---------- INFORMATION PROVIDED

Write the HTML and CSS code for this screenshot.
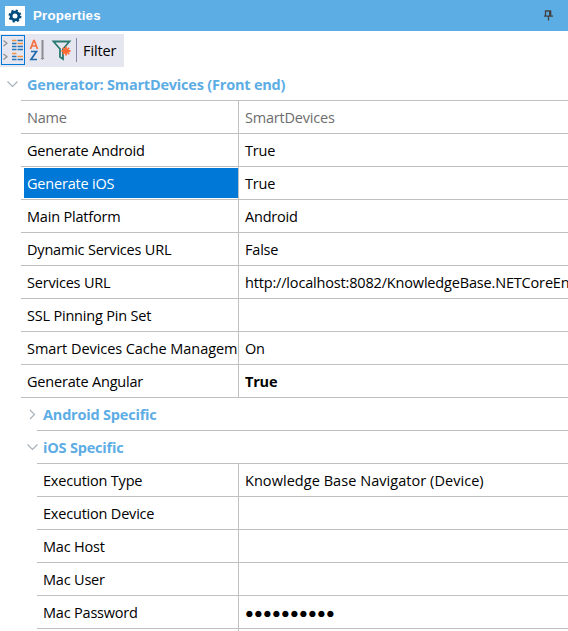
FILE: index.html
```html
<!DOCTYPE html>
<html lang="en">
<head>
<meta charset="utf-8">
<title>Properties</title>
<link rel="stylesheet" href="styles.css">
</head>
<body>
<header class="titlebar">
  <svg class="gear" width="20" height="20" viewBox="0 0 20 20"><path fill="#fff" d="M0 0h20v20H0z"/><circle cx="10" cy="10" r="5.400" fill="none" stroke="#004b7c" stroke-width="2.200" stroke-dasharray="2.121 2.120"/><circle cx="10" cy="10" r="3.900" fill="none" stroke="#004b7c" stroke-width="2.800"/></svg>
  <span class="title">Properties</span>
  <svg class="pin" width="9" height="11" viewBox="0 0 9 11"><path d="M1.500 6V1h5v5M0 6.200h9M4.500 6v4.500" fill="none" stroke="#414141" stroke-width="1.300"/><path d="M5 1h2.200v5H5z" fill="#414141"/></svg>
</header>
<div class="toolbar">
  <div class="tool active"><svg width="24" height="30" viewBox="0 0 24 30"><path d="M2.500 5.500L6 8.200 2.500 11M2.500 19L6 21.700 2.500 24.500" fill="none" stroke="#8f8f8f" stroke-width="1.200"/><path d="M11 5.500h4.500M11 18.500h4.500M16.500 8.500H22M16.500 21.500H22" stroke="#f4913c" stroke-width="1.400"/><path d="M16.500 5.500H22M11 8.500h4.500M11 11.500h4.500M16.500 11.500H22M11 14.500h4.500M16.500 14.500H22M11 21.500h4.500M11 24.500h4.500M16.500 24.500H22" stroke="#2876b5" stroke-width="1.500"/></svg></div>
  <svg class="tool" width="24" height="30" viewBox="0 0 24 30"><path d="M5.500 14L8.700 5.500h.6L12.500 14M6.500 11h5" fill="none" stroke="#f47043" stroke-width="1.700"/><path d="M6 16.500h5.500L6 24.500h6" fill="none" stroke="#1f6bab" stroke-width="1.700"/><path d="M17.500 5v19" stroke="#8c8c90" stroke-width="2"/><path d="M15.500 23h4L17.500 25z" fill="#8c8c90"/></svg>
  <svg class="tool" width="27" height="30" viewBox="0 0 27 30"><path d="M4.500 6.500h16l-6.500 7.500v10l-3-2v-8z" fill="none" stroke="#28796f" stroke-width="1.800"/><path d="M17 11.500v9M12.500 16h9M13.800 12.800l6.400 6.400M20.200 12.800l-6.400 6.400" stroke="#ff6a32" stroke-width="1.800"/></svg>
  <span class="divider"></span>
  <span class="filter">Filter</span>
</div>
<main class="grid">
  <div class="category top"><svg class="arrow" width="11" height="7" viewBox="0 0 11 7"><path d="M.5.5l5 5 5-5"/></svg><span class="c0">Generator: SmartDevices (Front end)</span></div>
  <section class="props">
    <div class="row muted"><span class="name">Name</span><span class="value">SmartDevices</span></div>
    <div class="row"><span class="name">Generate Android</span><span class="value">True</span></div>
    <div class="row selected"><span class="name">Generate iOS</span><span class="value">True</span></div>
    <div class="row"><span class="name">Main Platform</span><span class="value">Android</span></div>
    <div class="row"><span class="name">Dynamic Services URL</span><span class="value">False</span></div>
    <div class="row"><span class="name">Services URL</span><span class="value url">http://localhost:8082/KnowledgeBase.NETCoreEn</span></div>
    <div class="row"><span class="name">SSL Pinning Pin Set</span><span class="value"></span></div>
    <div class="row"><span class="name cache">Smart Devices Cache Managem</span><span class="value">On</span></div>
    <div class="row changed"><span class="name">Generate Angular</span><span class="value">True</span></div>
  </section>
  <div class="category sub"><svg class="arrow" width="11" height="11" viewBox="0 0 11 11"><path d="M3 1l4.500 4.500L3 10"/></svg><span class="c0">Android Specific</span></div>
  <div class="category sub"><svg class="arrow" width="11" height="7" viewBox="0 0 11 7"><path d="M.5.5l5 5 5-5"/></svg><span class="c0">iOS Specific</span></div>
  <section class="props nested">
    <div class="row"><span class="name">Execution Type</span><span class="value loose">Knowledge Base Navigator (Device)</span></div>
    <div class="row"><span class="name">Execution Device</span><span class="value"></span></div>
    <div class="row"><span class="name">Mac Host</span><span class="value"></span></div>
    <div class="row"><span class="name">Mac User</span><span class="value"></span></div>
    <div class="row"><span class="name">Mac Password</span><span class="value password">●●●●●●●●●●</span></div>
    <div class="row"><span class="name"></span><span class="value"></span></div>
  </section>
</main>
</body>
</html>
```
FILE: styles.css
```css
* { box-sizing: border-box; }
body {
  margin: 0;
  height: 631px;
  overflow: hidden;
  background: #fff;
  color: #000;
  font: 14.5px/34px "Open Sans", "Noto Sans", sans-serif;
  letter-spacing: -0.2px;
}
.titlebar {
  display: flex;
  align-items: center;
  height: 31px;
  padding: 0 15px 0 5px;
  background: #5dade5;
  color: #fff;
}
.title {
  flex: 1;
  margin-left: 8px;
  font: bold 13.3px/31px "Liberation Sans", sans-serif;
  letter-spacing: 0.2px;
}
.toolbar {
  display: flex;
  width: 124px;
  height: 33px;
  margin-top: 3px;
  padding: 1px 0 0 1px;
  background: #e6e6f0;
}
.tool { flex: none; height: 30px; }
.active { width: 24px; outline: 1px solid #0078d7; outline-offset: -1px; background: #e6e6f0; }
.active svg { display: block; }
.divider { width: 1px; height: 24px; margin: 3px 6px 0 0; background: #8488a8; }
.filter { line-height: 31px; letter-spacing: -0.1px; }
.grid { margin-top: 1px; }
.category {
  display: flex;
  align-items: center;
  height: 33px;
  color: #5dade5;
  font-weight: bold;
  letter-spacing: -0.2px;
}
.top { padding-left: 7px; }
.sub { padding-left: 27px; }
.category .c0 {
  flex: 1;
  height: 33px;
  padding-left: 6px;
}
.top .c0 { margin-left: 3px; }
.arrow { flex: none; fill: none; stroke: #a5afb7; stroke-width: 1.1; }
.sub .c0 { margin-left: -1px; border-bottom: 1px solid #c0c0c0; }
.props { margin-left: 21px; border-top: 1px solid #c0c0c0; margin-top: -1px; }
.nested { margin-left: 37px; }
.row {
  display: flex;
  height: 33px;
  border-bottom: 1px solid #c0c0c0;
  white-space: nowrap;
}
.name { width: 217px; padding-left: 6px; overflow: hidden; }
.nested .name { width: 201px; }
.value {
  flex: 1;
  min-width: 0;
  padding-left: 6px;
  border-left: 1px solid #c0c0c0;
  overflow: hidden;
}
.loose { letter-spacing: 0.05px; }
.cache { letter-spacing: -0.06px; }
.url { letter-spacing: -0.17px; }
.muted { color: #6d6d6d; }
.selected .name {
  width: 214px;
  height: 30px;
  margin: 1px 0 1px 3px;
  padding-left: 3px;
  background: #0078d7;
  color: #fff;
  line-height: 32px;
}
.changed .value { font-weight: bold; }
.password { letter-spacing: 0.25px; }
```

--------------------

▸ WHAT NEEDS TO BE DONE
Reproduce each line exactly as it appears, omitting the pictures.

▸ ANSWER TO THE PROBLEM
Write the HTML and CSS code for this screenshot.
FILE: index.html
```html
<!DOCTYPE html>
<html lang="en">
<head>
<meta charset="utf-8">
<title>Properties</title>
<link rel="stylesheet" href="styles.css">
</head>
<body>
<header class="titlebar">
  <svg class="gear" width="20" height="20" viewBox="0 0 20 20"><path fill="#fff" d="M0 0h20v20H0z"/><circle cx="10" cy="10" r="5.400" fill="none" stroke="#004b7c" stroke-width="2.200" stroke-dasharray="2.121 2.120"/><circle cx="10" cy="10" r="3.900" fill="none" stroke="#004b7c" stroke-width="2.800"/></svg>
  <span class="title">Properties</span>
  <svg class="pin" width="9" height="11" viewBox="0 0 9 11"><path d="M1.500 6V1h5v5M0 6.200h9M4.500 6v4.500" fill="none" stroke="#414141" stroke-width="1.300"/><path d="M5 1h2.200v5H5z" fill="#414141"/></svg>
</header>
<div class="toolbar">
  <div class="tool active"><svg width="24" height="30" viewBox="0 0 24 30"><path d="M2.500 5.500L6 8.200 2.500 11M2.500 19L6 21.700 2.500 24.500" fill="none" stroke="#8f8f8f" stroke-width="1.200"/><path d="M11 5.500h4.500M11 18.500h4.500M16.500 8.500H22M16.500 21.500H22" stroke="#f4913c" stroke-width="1.400"/><path d="M16.500 5.500H22M11 8.500h4.500M11 11.500h4.500M16.500 11.500H22M11 14.500h4.500M16.500 14.500H22M11 21.500h4.500M11 24.500h4.500M16.500 24.500H22" stroke="#2876b5" stroke-width="1.500"/></svg></div>
  <svg class="tool" width="24" height="30" viewBox="0 0 24 30"><path d="M5.500 14L8.700 5.500h.6L12.500 14M6.500 11h5" fill="none" stroke="#f47043" stroke-width="1.700"/><path d="M6 16.500h5.500L6 24.500h6" fill="none" stroke="#1f6bab" stroke-width="1.700"/><path d="M17.500 5v19" stroke="#8c8c90" stroke-width="2"/><path d="M15.500 23h4L17.500 25z" fill="#8c8c90"/></svg>
  <svg class="tool" width="27" height="30" viewBox="0 0 27 30"><path d="M4.500 6.500h16l-6.500 7.500v10l-3-2v-8z" fill="none" stroke="#28796f" stroke-width="1.800"/><path d="M17 11.500v9M12.500 16h9M13.800 12.800l6.400 6.400M20.200 12.800l-6.400 6.400" stroke="#ff6a32" stroke-width="1.800"/></svg>
  <span class="divider"></span>
  <span class="filter">Filter</span>
</div>
<main class="grid">
  <div class="category top"><svg class="arrow" width="11" height="7" viewBox="0 0 11 7"><path d="M.5.5l5 5 5-5"/></svg><span class="c0">Generator: SmartDevices (Front end)</span></div>
  <section class="props">
    <div class="row muted"><span class="name">Name</span><span class="value">SmartDevices</span></div>
    <div class="row"><span class="name">Generate Android</span><span class="value">True</span></div>
    <div class="row selected"><span class="name">Generate iOS</span><span class="value">True</span></div>
    <div class="row"><span class="name">Main Platform</span><span class="value">Android</span></div>
    <div class="row"><span class="name">Dynamic Services URL</span><span class="value">False</span></div>
    <div class="row"><span class="name">Services URL</span><span class="value url">http://localhost:8082/KnowledgeBase.NETCoreEn</span></div>
    <div class="row"><span class="name">SSL Pinning Pin Set</span><span class="value"></span></div>
    <div class="row"><span class="name cache">Smart Devices Cache Managem</span><span class="value">On</span></div>
    <div class="row changed"><span class="name">Generate Angular</span><span class="value">True</span></div>
  </section>
  <div class="category sub"><svg class="arrow" width="11" height="11" viewBox="0 0 11 11"><path d="M3 1l4.500 4.500L3 10"/></svg><span class="c0">Android Specific</span></div>
  <div class="category sub"><svg class="arrow" width="11" height="7" viewBox="0 0 11 7"><path d="M.5.5l5 5 5-5"/></svg><span class="c0">iOS Specific</span></div>
  <section class="props nested">
    <div class="row"><span class="name">Execution Type</span><span class="value loose">Knowledge Base Navigator (Device)</span></div>
    <div class="row"><span class="name">Execution Device</span><span class="value"></span></div>
    <div class="row"><span class="name">Mac Host</span><span class="value"></span></div>
    <div class="row"><span class="name">Mac User</span><span class="value"></span></div>
    <div class="row"><span class="name">Mac Password</span><span class="value password">●●●●●●●●●●</span></div>
    <div class="row"><span class="name"></span><span class="value"></span></div>
  </section>
</main>
</body>
</html>
```
FILE: styles.css
```css
* { box-sizing: border-box; }
body {
  margin: 0;
  height: 631px;
  overflow: hidden;
  background: #fff;
  color: #000;
  font: 14.5px/34px "Open Sans", "Noto Sans", sans-serif;
  letter-spacing: -0.2px;
}
.titlebar {
  display: flex;
  align-items: center;
  height: 31px;
  padding: 0 15px 0 5px;
  background: #5dade5;
  color: #fff;
}
.title {
  flex: 1;
  margin-left: 8px;
  font: bold 13.3px/31px "Liberation Sans", sans-serif;
  letter-spacing: 0.2px;
}
.toolbar {
  display: flex;
  width: 124px;
  height: 33px;
  margin-top: 3px;
  padding: 1px 0 0 1px;
  background: #e6e6f0;
}
.tool { flex: none; height: 30px; }
.active { width: 24px; outline: 1px solid #0078d7; outline-offset: -1px; background: #e6e6f0; }
.active svg { display: block; }
.divider { width: 1px; height: 24px; margin: 3px 6px 0 0; background: #8488a8; }
.filter { line-height: 31px; letter-spacing: -0.1px; }
.grid { margin-top: 1px; }
.category {
  display: flex;
  align-items: center;
  height: 33px;
  color: #5dade5;
  font-weight: bold;
  letter-spacing: -0.2px;
}
.top { padding-left: 7px; }
.sub { padding-left: 27px; }
.category .c0 {
  flex: 1;
  height: 33px;
  padding-left: 6px;
}
.top .c0 { margin-left: 3px; }
.arrow { flex: none; fill: none; stroke: #a5afb7; stroke-width: 1.1; }
.sub .c0 { margin-left: -1px; border-bottom: 1px solid #c0c0c0; }
.props { margin-left: 21px; border-top: 1px solid #c0c0c0; margin-top: -1px; }
.nested { margin-left: 37px; }
.row {
  display: flex;
  height: 33px;
  border-bottom: 1px solid #c0c0c0;
  white-space: nowrap;
}
.name { width: 217px; padding-left: 6px; overflow: hidden; }
.nested .name { width: 201px; }
.value {
  flex: 1;
  min-width: 0;
  padding-left: 6px;
  border-left: 1px solid #c0c0c0;
  overflow: hidden;
}
.loose { letter-spacing: 0.05px; }
.cache { letter-spacing: -0.06px; }
.url { letter-spacing: -0.17px; }
.muted { color: #6d6d6d; }
.selected .name {
  width: 214px;
  height: 30px;
  margin: 1px 0 1px 3px;
  padding-left: 3px;
  background: #0078d7;
  color: #fff;
  line-height: 32px;
}
.changed .value { font-weight: bold; }
.password { letter-spacing: 0.25px; }
```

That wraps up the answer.